>> Start

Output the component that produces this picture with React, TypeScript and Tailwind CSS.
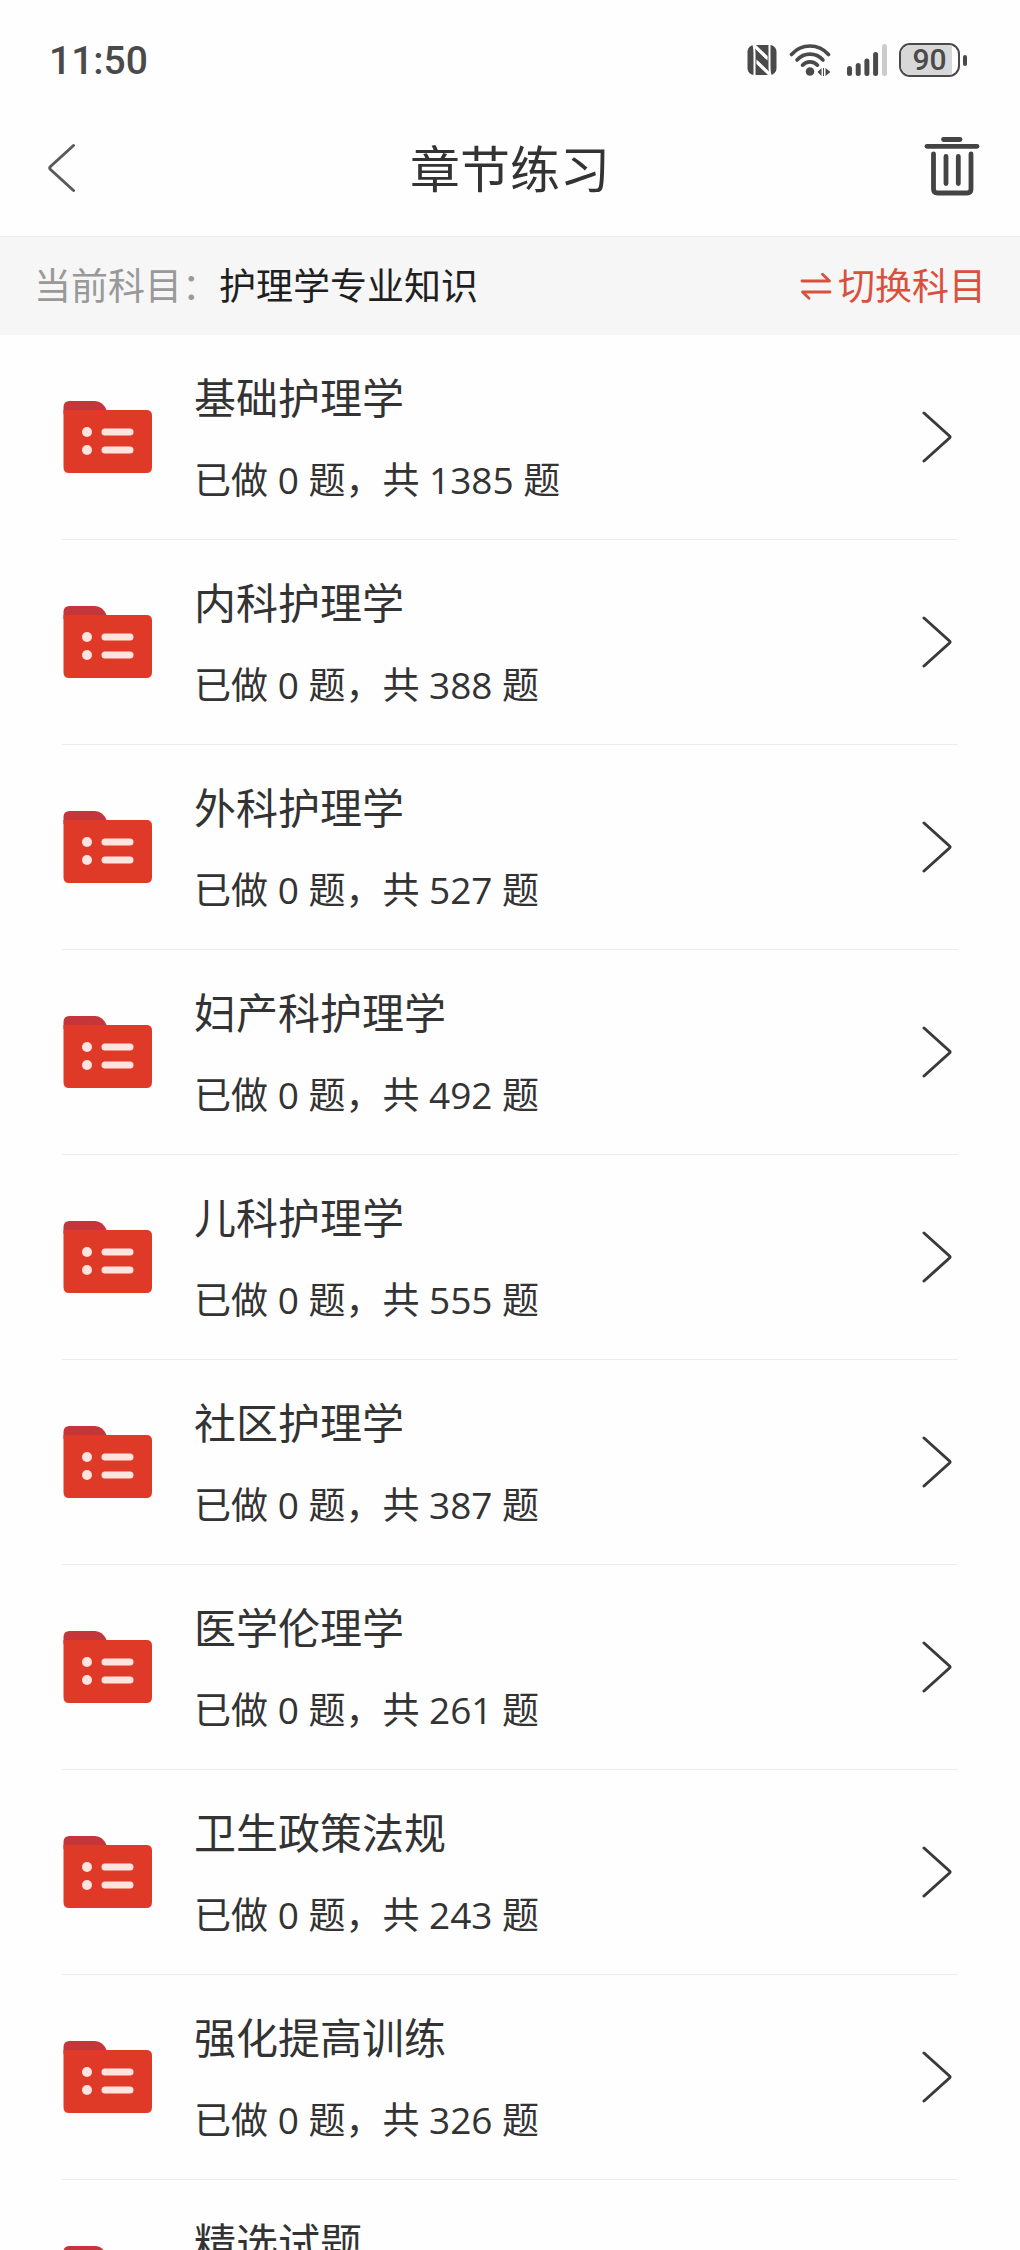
import { useState } from "react";

interface Chapter {
  id: number;
  name: string;
  done: number;
  total: number;
}

const chapters: Chapter[] = [
  { id: 1, name: "基础护理学", done: 0, total: 1385 },
  { id: 2, name: "内科护理学", done: 0, total: 388 },
  { id: 3, name: "外科护理学", done: 0, total: 527 },
  { id: 4, name: "妇产科护理学", done: 0, total: 492 },
  { id: 5, name: "儿科护理学", done: 0, total: 555 },
  { id: 6, name: "社区护理学", done: 0, total: 387 },
  { id: 7, name: "医学伦理学", done: 0, total: 261 },
  { id: 8, name: "卫生政策法规", done: 0, total: 243 },
  { id: 9, name: "强化提高训练", done: 0, total: 326 },
  { id: 10, name: "精选试题", done: 0, total: 318 },
];

const NfcIcon = () => (
  <svg width="30" height="30" viewBox="0 0 30 30" aria-hidden="true">
    <rect x="0.5" y="0" width="29" height="30" rx="6.5" fill="#4a4a4a" />
    <path
      d="M7.5 30V10Q7.500 3 6.500 0L20 13.500M22.500 0V20Q22.500 27 23.500 30L10 16.500"
      fill="none"
      stroke="#fff"
      strokeWidth="2"
    />
    <path d="M6 0H9L20.500 11V15.500L9 4.500ZM24 30H21L9.500 19V14.500L21 25.500Z" fill="#fff" />
  </svg>
);

const WifiIcon = () => (
  <svg width="42" height="32" viewBox="0 0 42 32" aria-hidden="true">
    <g fill="none" stroke="#4a4a4a" strokeWidth="3.6" strokeLinecap="round">
      <path d="M2.5 10.5C12.5 -0.8 29.5 -0.8 39.5 10.5" />
      <path d="M8 16C15.2 8.2 26.8 8.2 34 16" />
      <path d="M13.5 21.2C17.5 16.8 24.5 16.8 28.5 21.2" />
    </g>
    <circle cx="21" cy="27.5" r="4.3" fill="#4a4a4a" />
    <path d="M28.5 28L32.5 24V32ZM34 24H35V32H34ZM36.500 24L41.500 28L36.500 32Z" fill="#4a4a4a" />
  </svg>
);

const SignalIcon = () => (
  <svg width="40" height="32" viewBox="0 0 40 32" aria-hidden="true">
    <g fill="#4a4a4a">
      <rect x="0" y="22" width="5" height="10" rx="2.5" />
      <rect x="8.7" y="19" width="5" height="13" rx="2.5" />
      <rect x="17.4" y="14.5" width="5" height="17.5" rx="2.5" />
      <rect x="26.1" y="8" width="5" height="24" rx="2.5" />
    </g>
    <rect x="35" y="0" width="5" height="32" rx="2.5" fill="#cbcbcb" />
  </svg>
);

const Battery = ({ level }: { level: number }) => (
  <div className="flex items-center gap-[3px]">
    <div className="relative flex h-[34px] w-[61px] items-center justify-center overflow-hidden rounded-[11px] border-2 border-[#4a4a4a]">
      <div
        className="absolute inset-y-0 left-0 bg-[#d8d8d8]"
        style={{ width: `${level}%` }}
      />
      <span className="relative font-[Roboto] text-[30px] leading-[30px] font-medium text-[#4a4a4a]">
        {level}
      </span>
    </div>
    <div className="h-[11px] w-1 rounded-full bg-[#4a4a4a]" />
  </div>
);

const BackIcon = () => (
  <svg width="28" height="50" viewBox="0 0 28 50" aria-hidden="true">
    <path
      d="M25.5 2.5L2.5 23.5Q1 25 2.5 26.5L25.5 47.5"
      fill="none"
      stroke="#5a5a5a"
      strokeWidth="3"
      strokeLinecap="round"
    />
  </svg>
);

const TrashIcon = () => (
  <svg width="56" height="66" viewBox="0 0 56 66" aria-hidden="true">
    <g fill="none" stroke="#444" strokeWidth="4.8" strokeLinecap="round">
      <path d="M19.5 4.5H36" />
      <path d="M3 11.3H53" />
      <path d="M9.5 19V54Q9.5 58 13.5 58H43Q47 58 47 54V19" />
      <path d="M22 21.500V48.500M34.3 21.500V48.500" />
    </g>
  </svg>
);

const SwapIcon = () => (
  <svg width="32" height="28" viewBox="0 0 32 28" aria-hidden="true">
    <path
      d="M2 9H29.5L22.5 2.2M30 20H2.5L9 26.2"
      fill="none"
      stroke="#d9513d"
      strokeWidth="2.8"
      strokeLinecap="round"
      strokeLinejoin="round"
    />
  </svg>
);

const FolderIcon = () => (
  <svg width="90" height="74" viewBox="0 0 90 74" aria-hidden="true">
    <path d="M1.5 14V7Q1.5 1 7.5 1H33Q41 1 45 11V14Z" fill="#c5363a" />
    <path d="M1.5 10H84.500Q90 10 90 15.500V67Q90 73 84.500 73H7Q1.5 73 1.5 67Z" fill="#df3a28" />
    <g fill="#ffe3df">
      <circle cx="25" cy="32" r="5" />
      <circle cx="25" cy="50" r="5" />
      <rect x="39.5" y="28.500" width="32" height="7" rx="3.500" />
      <rect x="39.5" y="46.500" width="32" height="7" rx="3.500" />
    </g>
  </svg>
);

const ArrowIcon = () => (
  <svg width="30" height="52" viewBox="0 0 30 52" aria-hidden="true">
    <path
      d="M2 2L27.5 25Q28.5 26 27.5 27L2 50"
      fill="none"
      stroke="#3a3a3a"
      strokeWidth="3"
      strokeLinecap="round"
    />
  </svg>
);

const App = () => {
  const [subject] = useState("护理学专业知识");

  return (
    <div className="flex h-screen flex-col bg-[#fefefe] font-['Open_Sans','Noto_Sans_CJK_SC',sans-serif] text-[#333]">

      {/* Status bar */}
      <div className="flex h-[100px] shrink-0 items-center justify-between pt-5 pr-[53px] pl-[49px]">
        <span className="pt-0.5 font-[Roboto] text-[39px] leading-[40px] font-medium text-[#4a4a4a]">
          11:50
        </span>
        <div className="flex items-center gap-3">
          <NfcIcon />
          <WifiIcon />
          <div className="pl-1">
            <SignalIcon />
          </div>
          <Battery level={90} />
        </div>
      </div>

      {/* Header */}
      <header className="grid h-[136px] shrink-0 grid-cols-[1fr_auto_1fr] items-center px-10">
        <button type="button" aria-label="返回" className="justify-self-start pl-2">
          <BackIcon />
        </button>
        <h1 className="pt-0.5 text-[50px] leading-[60px]">章节练习</h1>
        <button type="button" aria-label="清空" className="justify-self-end">
          <TrashIcon />
        </button>
      </header>

      {/* Current subject */}
      <div className="flex h-[99px] shrink-0 items-center justify-between border-t border-[#ebebeb] bg-[#f6f6f6] px-[34px] text-[37px] leading-[50px]">
        <p className="text-[#1f1f1f]">
          <span className="text-[#999]">当前科目：</span>
          {subject}
        </p>
        <button type="button" className="flex items-center gap-1.5 text-[#d9513d]">
          <SwapIcon />
          切换科目
        </button>
      </div>

      {/* Chapter list */}
      <ul className="min-h-0 flex-1 overflow-y-auto px-[62px] [scrollbar-width:none]">
        {chapters.map((chapter) => (
          <li key={chapter.id} className="border-b border-[#ececec]">
            <a href={`#chapter-${chapter.id}`} className="flex h-[204px] items-center pr-1.5">
              <FolderIcon />
              <div className="flex flex-1 flex-col gap-8 pt-1 pl-[42px]">
                <h2 className="text-[42px] leading-[50px]">{chapter.name}</h2>
                <p className="text-[37px] leading-[50px]">
                  已做 {chapter.done} 题，共 {chapter.total} 题
                </p>
              </div>
              <ArrowIcon />
            </a>
          </li>
        ))}
      </ul>

    </div>
  );
};

export default App;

>> End

▶ [Required task]: Set the listing down in full and exactly. Pictures within it should not appear in the copy.

▶ [Response]:
Output the component that produces this picture with React, TypeScript and Tailwind CSS.
import { useState } from "react";

interface Chapter {
  id: number;
  name: string;
  done: number;
  total: number;
}

const chapters: Chapter[] = [
  { id: 1, name: "基础护理学", done: 0, total: 1385 },
  { id: 2, name: "内科护理学", done: 0, total: 388 },
  { id: 3, name: "外科护理学", done: 0, total: 527 },
  { id: 4, name: "妇产科护理学", done: 0, total: 492 },
  { id: 5, name: "儿科护理学", done: 0, total: 555 },
  { id: 6, name: "社区护理学", done: 0, total: 387 },
  { id: 7, name: "医学伦理学", done: 0, total: 261 },
  { id: 8, name: "卫生政策法规", done: 0, total: 243 },
  { id: 9, name: "强化提高训练", done: 0, total: 326 },
  { id: 10, name: "精选试题", done: 0, total: 318 },
];

const NfcIcon = () => (
  <svg width="30" height="30" viewBox="0 0 30 30" aria-hidden="true">
    <rect x="0.5" y="0" width="29" height="30" rx="6.5" fill="#4a4a4a" />
    <path
      d="M7.5 30V10Q7.500 3 6.500 0L20 13.500M22.500 0V20Q22.500 27 23.500 30L10 16.500"
      fill="none"
      stroke="#fff"
      strokeWidth="2"
    />
    <path d="M6 0H9L20.500 11V15.500L9 4.500ZM24 30H21L9.500 19V14.500L21 25.500Z" fill="#fff" />
  </svg>
);

const WifiIcon = () => (
  <svg width="42" height="32" viewBox="0 0 42 32" aria-hidden="true">
    <g fill="none" stroke="#4a4a4a" strokeWidth="3.6" strokeLinecap="round">
      <path d="M2.5 10.5C12.5 -0.8 29.5 -0.8 39.5 10.5" />
      <path d="M8 16C15.2 8.2 26.8 8.2 34 16" />
      <path d="M13.5 21.2C17.5 16.8 24.5 16.8 28.5 21.2" />
    </g>
    <circle cx="21" cy="27.5" r="4.3" fill="#4a4a4a" />
    <path d="M28.5 28L32.5 24V32ZM34 24H35V32H34ZM36.500 24L41.500 28L36.500 32Z" fill="#4a4a4a" />
  </svg>
);

const SignalIcon = () => (
  <svg width="40" height="32" viewBox="0 0 40 32" aria-hidden="true">
    <g fill="#4a4a4a">
      <rect x="0" y="22" width="5" height="10" rx="2.5" />
      <rect x="8.7" y="19" width="5" height="13" rx="2.5" />
      <rect x="17.4" y="14.5" width="5" height="17.5" rx="2.5" />
      <rect x="26.1" y="8" width="5" height="24" rx="2.5" />
    </g>
    <rect x="35" y="0" width="5" height="32" rx="2.5" fill="#cbcbcb" />
  </svg>
);

const Battery = ({ level }: { level: number }) => (
  <div className="flex items-center gap-[3px]">
    <div className="relative flex h-[34px] w-[61px] items-center justify-center overflow-hidden rounded-[11px] border-2 border-[#4a4a4a]">
      <div
        className="absolute inset-y-0 left-0 bg-[#d8d8d8]"
        style={{ width: `${level}%` }}
      />
      <span className="relative font-[Roboto] text-[30px] leading-[30px] font-medium text-[#4a4a4a]">
        {level}
      </span>
    </div>
    <div className="h-[11px] w-1 rounded-full bg-[#4a4a4a]" />
  </div>
);

const BackIcon = () => (
  <svg width="28" height="50" viewBox="0 0 28 50" aria-hidden="true">
    <path
      d="M25.5 2.5L2.5 23.5Q1 25 2.5 26.5L25.5 47.5"
      fill="none"
      stroke="#5a5a5a"
      strokeWidth="3"
      strokeLinecap="round"
    />
  </svg>
);

const TrashIcon = () => (
  <svg width="56" height="66" viewBox="0 0 56 66" aria-hidden="true">
    <g fill="none" stroke="#444" strokeWidth="4.8" strokeLinecap="round">
      <path d="M19.5 4.5H36" />
      <path d="M3 11.3H53" />
      <path d="M9.5 19V54Q9.5 58 13.5 58H43Q47 58 47 54V19" />
      <path d="M22 21.500V48.500M34.3 21.500V48.500" />
    </g>
  </svg>
);

const SwapIcon = () => (
  <svg width="32" height="28" viewBox="0 0 32 28" aria-hidden="true">
    <path
      d="M2 9H29.5L22.5 2.2M30 20H2.5L9 26.2"
      fill="none"
      stroke="#d9513d"
      strokeWidth="2.8"
      strokeLinecap="round"
      strokeLinejoin="round"
    />
  </svg>
);

const FolderIcon = () => (
  <svg width="90" height="74" viewBox="0 0 90 74" aria-hidden="true">
    <path d="M1.5 14V7Q1.5 1 7.5 1H33Q41 1 45 11V14Z" fill="#c5363a" />
    <path d="M1.5 10H84.500Q90 10 90 15.500V67Q90 73 84.500 73H7Q1.5 73 1.5 67Z" fill="#df3a28" />
    <g fill="#ffe3df">
      <circle cx="25" cy="32" r="5" />
      <circle cx="25" cy="50" r="5" />
      <rect x="39.5" y="28.500" width="32" height="7" rx="3.500" />
      <rect x="39.5" y="46.500" width="32" height="7" rx="3.500" />
    </g>
  </svg>
);

const ArrowIcon = () => (
  <svg width="30" height="52" viewBox="0 0 30 52" aria-hidden="true">
    <path
      d="M2 2L27.5 25Q28.5 26 27.5 27L2 50"
      fill="none"
      stroke="#3a3a3a"
      strokeWidth="3"
      strokeLinecap="round"
    />
  </svg>
);

const App = () => {
  const [subject] = useState("护理学专业知识");

  return (
    <div className="flex h-screen flex-col bg-[#fefefe] font-['Open_Sans','Noto_Sans_CJK_SC',sans-serif] text-[#333]">

      {/* Status bar */}
      <div className="flex h-[100px] shrink-0 items-center justify-between pt-5 pr-[53px] pl-[49px]">
        <span className="pt-0.5 font-[Roboto] text-[39px] leading-[40px] font-medium text-[#4a4a4a]">
          11:50
        </span>
        <div className="flex items-center gap-3">
          <NfcIcon />
          <WifiIcon />
          <div className="pl-1">
            <SignalIcon />
          </div>
          <Battery level={90} />
        </div>
      </div>

      {/* Header */}
      <header className="grid h-[136px] shrink-0 grid-cols-[1fr_auto_1fr] items-center px-10">
        <button type="button" aria-label="返回" className="justify-self-start pl-2">
          <BackIcon />
        </button>
        <h1 className="pt-0.5 text-[50px] leading-[60px]">章节练习</h1>
        <button type="button" aria-label="清空" className="justify-self-end">
          <TrashIcon />
        </button>
      </header>

      {/* Current subject */}
      <div className="flex h-[99px] shrink-0 items-center justify-between border-t border-[#ebebeb] bg-[#f6f6f6] px-[34px] text-[37px] leading-[50px]">
        <p className="text-[#1f1f1f]">
          <span className="text-[#999]">当前科目：</span>
          {subject}
        </p>
        <button type="button" className="flex items-center gap-1.5 text-[#d9513d]">
          <SwapIcon />
          切换科目
        </button>
      </div>

      {/* Chapter list */}
      <ul className="min-h-0 flex-1 overflow-y-auto px-[62px] [scrollbar-width:none]">
        {chapters.map((chapter) => (
          <li key={chapter.id} className="border-b border-[#ececec]">
            <a href={`#chapter-${chapter.id}`} className="flex h-[204px] items-center pr-1.5">
              <FolderIcon />
              <div className="flex flex-1 flex-col gap-8 pt-1 pl-[42px]">
                <h2 className="text-[42px] leading-[50px]">{chapter.name}</h2>
                <p className="text-[37px] leading-[50px]">
                  已做 {chapter.done} 题，共 {chapter.total} 题
                </p>
              </div>
              <ArrowIcon />
            </a>
          </li>
        ))}
      </ul>

    </div>
  );
};

export default App;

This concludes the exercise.